Hemal Thakkar, director, CRISIL Limited, said: “Considering the improving cost parity and the government’s focus on electrification of vehicles, we should not be surprised if EV penetration reaches 15% in 2Ws, 25-30% in 3Ws, and 5% in cars and buses by fiscal 2026 in terms of vehicle sales.”
NEW TRENDS
CRISIL’s analysis also suggested that as all of this growth materialises, several new trends and business models are expected to emerge.
For example, battery-as-a-service and public charging stations often operate on a pay-per-use basis, with the goal of lowering the customer’s initial outlay, improving viability, reducing range anxiety, and, as a result, increasing asset utilisation.
The second is mobility as a service. As per the analysis connecting operations with charging infrastructure, it focuses on shared mobility.
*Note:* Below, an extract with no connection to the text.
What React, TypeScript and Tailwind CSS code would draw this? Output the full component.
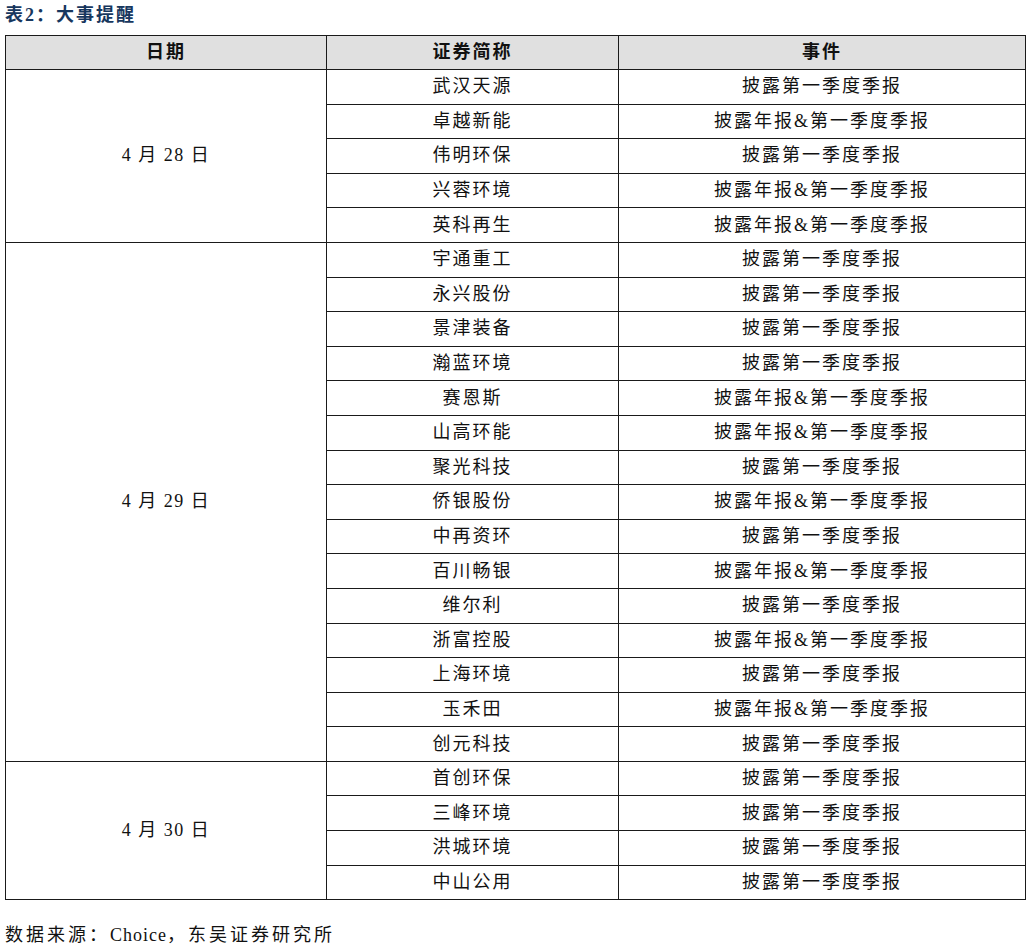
import React from "react"

const A = "披露第一季度季报"
const B = "披露年报&第一季度季报"

const groups: { date: [string, string]; rows: [string, string][] }[] = [
  {
    date: ["4", "28"],
    rows: [
      ["武汉天源", A],
      ["卓越新能", B],
      ["伟明环保", A],
      ["兴蓉环境", B],
      ["英科再生", B],
    ],
  },
  {
    date: ["4", "29"],
    rows: [
      ["宇通重工", A],
      ["永兴股份", A],
      ["景津装备", A],
      ["瀚蓝环境", A],
      ["赛恩斯", B],
      ["山高环能", B],
      ["聚光科技", A],
      ["侨银股份", B],
      ["中再资环", A],
      ["百川畅银", B],
      ["维尔利", A],
      ["浙富控股", B],
      ["上海环境", A],
      ["玉禾田", B],
      ["创元科技", A],
    ],
  },
  {
    date: ["4", "30"],
    rows: [
      ["首创环保", A],
      ["三峰环境", A],
      ["洪城环境", A],
      ["中山公用", A],
    ],
  },
]

const cell = "border border-[#1a1a1a] p-0 text-center align-middle"

const App = () => {
  return (
    <div className="min-h-screen bg-white px-[5px] font-['Liberation_Serif','Noto_Sans_CJK_SC',serif] text-[#111]">
      {/* Title */}
      <div className="h-[35px] pt-[3px] text-[18px] leading-[24px] font-bold tracking-[2px] text-[#17375e]">
        表2：大事提醒
      </div>

      <table className="w-[1020px] table-fixed border-collapse text-[18px] tracking-[2px]">
        <colgroup>
          <col className="w-[321px]" />
          <col className="w-[292px]" />
          <col className="w-[407px]" />
        </colgroup>
        <thead>
          <tr className="h-[34px] bg-[#e0e0e0] font-bold">
            <th className={cell}>日期</th>
            <th className={cell}>证券简称</th>
            <th className={cell}>事件</th>
          </tr>
        </thead>
        <tbody>
          {groups.map((g) =>
            g.rows.map(([name, event], i) => (
              <tr key={name} className="h-[34.6px]">
                {i === 0 && (
                  <td rowSpan={g.rows.length} className={cell}>
                    <span className="tracking-[1.5px]">
                      {g.date[0]} 月 {g.date[1]} 日
                    </span>
                  </td>
                )}
                <td className={cell}>{name}</td>
                <td className={cell}>{event}</td>
              </tr>
            ))
          )}
        </tbody>
      </table>

      {/* Source */}
      <div className="mt-[23px] text-[18px] leading-[24px] tracking-[3px]">
        数据来源：<span className="tracking-[1px]">Choice</span>，东吴证券研究所
      </div>
    </div>
  )
}

export default App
In this case, the vehicles and charging infrastructure are also available on a pay-per-use basis.
There is also micro-mobility, which offers last-mile cargo distribution via micro-rental electric two- and three-wheelers that operate on a self-drive rental basis. This approach is often asset-light and built on open-source operations, with the user having the ability to hire and deploy vehicles.
Jagannarayan Padmanabhan, the other director at CRISIL Limited, said: “In sum, the emergence of EVs is an opportunity for both existing and new industry participants to innovate and capitalise on the quickly evolving passenger and cargo mobility.”
“To address ecosystem challenges of the EV industry, the government is considering rolling out a structured battery swapping policy. Such facilitations will go a long way in realising the EV potential. In addition, improvement in the availability of finance will push EV adoption,” he added.
However, according to an early report by consulting firm RBSA Advisors, the EV market is predicted to grow at a Compound Annual Growth Rate of 90% this decade, reaching $150 billion by 2030.
The market is fast expanding and is predicted to grow in value. Additionally, by 2030, India’s transition to shared, electrified and connected mobility could save roughly one gigatonne of carbon dioxide emissions.